Also with hyphen, or (now rarely) as two words. [WHITE a. and THORN sb., alter L. alba spina (whence F. aubépine); so MHG. wîȥdorn (G. weissdorn).] The common hawthorn, Cratagus Oxyacantha: so called from the lighter color of its bark as compared with that of the BLACKTHORN.
In U.S. applied to C. coccinea, a species or variety with scarlet fruit.
c. 1265. Voc. Plants, in Wr.-Wülcker, 559/25. Bedagrage, i. spina alba, i. witþorn.
1382. Wyclif, Baruch vi. 70. A whijt thorn, vpon whiche eche bridde sittith.
1398. Trevisa, Barth. De P. R., XVII. clxvi. (Bodl. MS.). Þese treen haue prickes as a white þorne.
152334. Fitzherb., Husb., § 124. Gette thy quyckesettes in the woode-countreye, and let theym be of whyte-thorne and crabtree.

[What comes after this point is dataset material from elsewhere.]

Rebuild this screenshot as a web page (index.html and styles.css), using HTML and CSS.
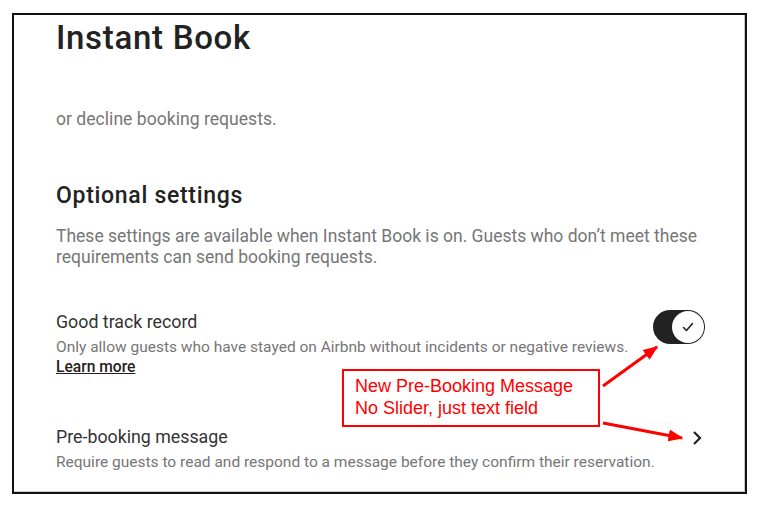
FILE: index.html
```html
<!DOCTYPE html>
<html>
<head>
  <title>Instant Book</title>
  <link rel="stylesheet" href="styles.css">
</head>
<body>
  <div class="frame">
    <div class="page">
      <h1 class="title">Instant Book</h1>
      <p class="muted lead">or decline booking requests.</p>

      <h2 class="section-title">Optional settings</h2>
      <p class="muted intro">These settings are available when Instant Book is on. Guests who don’t meet these requirements can send booking requests.</p>

      <div class="setting">
        <div class="setting-text">
          <div class="setting-name">Good track record</div>
          <div class="muted setting-desc">Only allow guests who have stayed on Airbnb without incidents or negative reviews.</div>
          <a class="learn" href="#">Learn more</a>
        </div>
        <button class="toggle" aria-label="Good track record on">
          <span class="knob">
            <svg width="12" height="12" viewBox="0 0 12 12"><path d="M1.5 6.5 L4.5 9.5 L10.5 2.5" fill="none" stroke="#222" stroke-width="1.6" stroke-linecap="round" stroke-linejoin="round"/></svg>
          </span>
        </button>
      </div>

      <div class="setting setting-link">
        <div class="setting-text">
          <div class="setting-name">Pre-booking message</div>
          <div class="muted setting-desc">Require guests to read and respond to a message before they confirm their reservation.</div>
        </div>
        <svg class="chevron" width="12" height="16" viewBox="0 0 12 16"><path d="M3 2 L9 8 L3 14" fill="none" stroke="#222" stroke-width="2.2"/></svg>
      </div>
    </div>
  </div>

  <div class="note">New Pre-Booking Message<br>No Slider, just text field</div>

  <svg class="arrows" width="765" height="505" viewBox="0 0 765 505">
    <defs>
      <marker id="head" markerWidth="5" markerHeight="4" refX="4.5" refY="2" orient="auto" markerUnits="strokeWidth">
        <path d="M0 0 L5 2 L0 4 Z" fill="#f00"/>
      </marker>
    </defs>
    <line x1="603" y1="386" x2="657" y2="347" stroke="#f00" stroke-width="3" marker-end="url(#head)"/>
    <line x1="603" y1="423" x2="682" y2="438" stroke="#f00" stroke-width="3" marker-end="url(#head)"/>
  </svg>
</body>
</html>
```

FILE: styles.css
```css
* {
  box-sizing: border-box;
}
body {
  margin: 0;
  width: 765px;
  height: 505px;
  position: relative;
  background: #fff;
  font-family: Roboto, "Liberation Sans", sans-serif;
  color: #222;
  overflow: hidden;
}
.frame {
  margin: 13px 0 0 12px;
  width: 735px;
  height: 481px;
  border: 2px solid #111;
  box-shadow: inset -1px -1px 0 #c8c8c8;
}
.page {
  padding: 5px 36px 0 42px;
}
.title {
  margin: 0;
  font-size: 33px;
  line-height: 36px;
  font-weight: 500;
  letter-spacing: 0.7px;
}
.muted {
  color: #767676;
  font-size: 16px;
  line-height: 20px;
  margin: 0;
}
.lead {
  margin-top: 53px;
  font-size: 17.6px;
}
.section-title {
  margin: 54px 0 0;
  font-size: 23px;
  line-height: 26px;
  font-weight: 500;
  letter-spacing: 0.7px;
}
.intro {
  margin-top: 17px;
  font-size: 17.5px;
  line-height: 21px;
}
.setting {
  display: flex;
  justify-content: space-between;
  align-items: flex-start;
  margin-top: 44px;
}
.setting-link {
  margin-top: 50px;
}
.setting-name {
  font-size: 17.8px;
  line-height: 20px;
  color: #333;
}
.setting-desc {
  margin-top: 5px;
  font-size: 15.5px;
}
.learn {
  display: inline-block;
  font-size: 15.6px;
  line-height: 20px;
  font-weight: 500;
  color: #222;
}
.toggle {
  flex: none;
  width: 52px;
  height: 34px;
  margin: -2px 4px 0 0;
  padding: 1px;
  border: none;
  border-radius: 17px;
  background: #222;
  display: flex;
  justify-content: flex-end;
}
.knob {
  width: 32px;
  height: 32px;
  border-radius: 50%;
  background: #fff;
  display: flex;
  align-items: center;
  justify-content: center;
}
.chevron {
  flex: none;
  margin: 3px 6px 0 0;
}
.note {
  position: absolute;
  left: 342px;
  top: 369px;
  width: 258px;
  height: 58px;
  border: 2px solid #f00;
  padding: 4px 0 0 11px;
  font-family: "Liberation Sans", Arial, sans-serif;
  font-size: 18px;
  line-height: 22px;
  color: #f00;
  background: #fff;
}
.arrows {
  position: absolute;
  left: 0;
  top: 0;
  pointer-events: none;
}
```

1637. Milton, Lycidas, 48. When first the White thorn blows.
1733. W. Ellis, Chiltern & Vale Farm., 150. To be more sure of a strong Fence, White-thorn may be made every second Plant.
1870. Morris, Earthly Par., III. II. 168. While round about the white-thorn shed Sweet fragrance.
1870. Kingsley, At Last, v. The Bauhinias, like tall and ancient whitethorns, which shade the road.
attrib. 1562. Turner, Herbal, II. 73. Matthiolus holdeth yt our haw tre or whyte thorne tre is Oxyacantha.
1733. Tull, Horse-Hoeing Husb., xvi. 243. White-Thorns will not prosper set in the Gaps of a White-Thorn Hedge.
1813. Ann. Reg., Chron., 74. He struck her so violently with a white-thorn stick that she fell to the ground.
1827. Clare, Sheph. Cal., 45. Or short note of the changing thrush Above him in the white-thorn bush.
1842. Loudon, Suburban Hort., 105. The caterpillars of the white-thorn butterfly (Papilio cratægi) had stripped all the hedges.
1885. Pater, Marius, I. xix. 248. The torch of white-thorn-wood.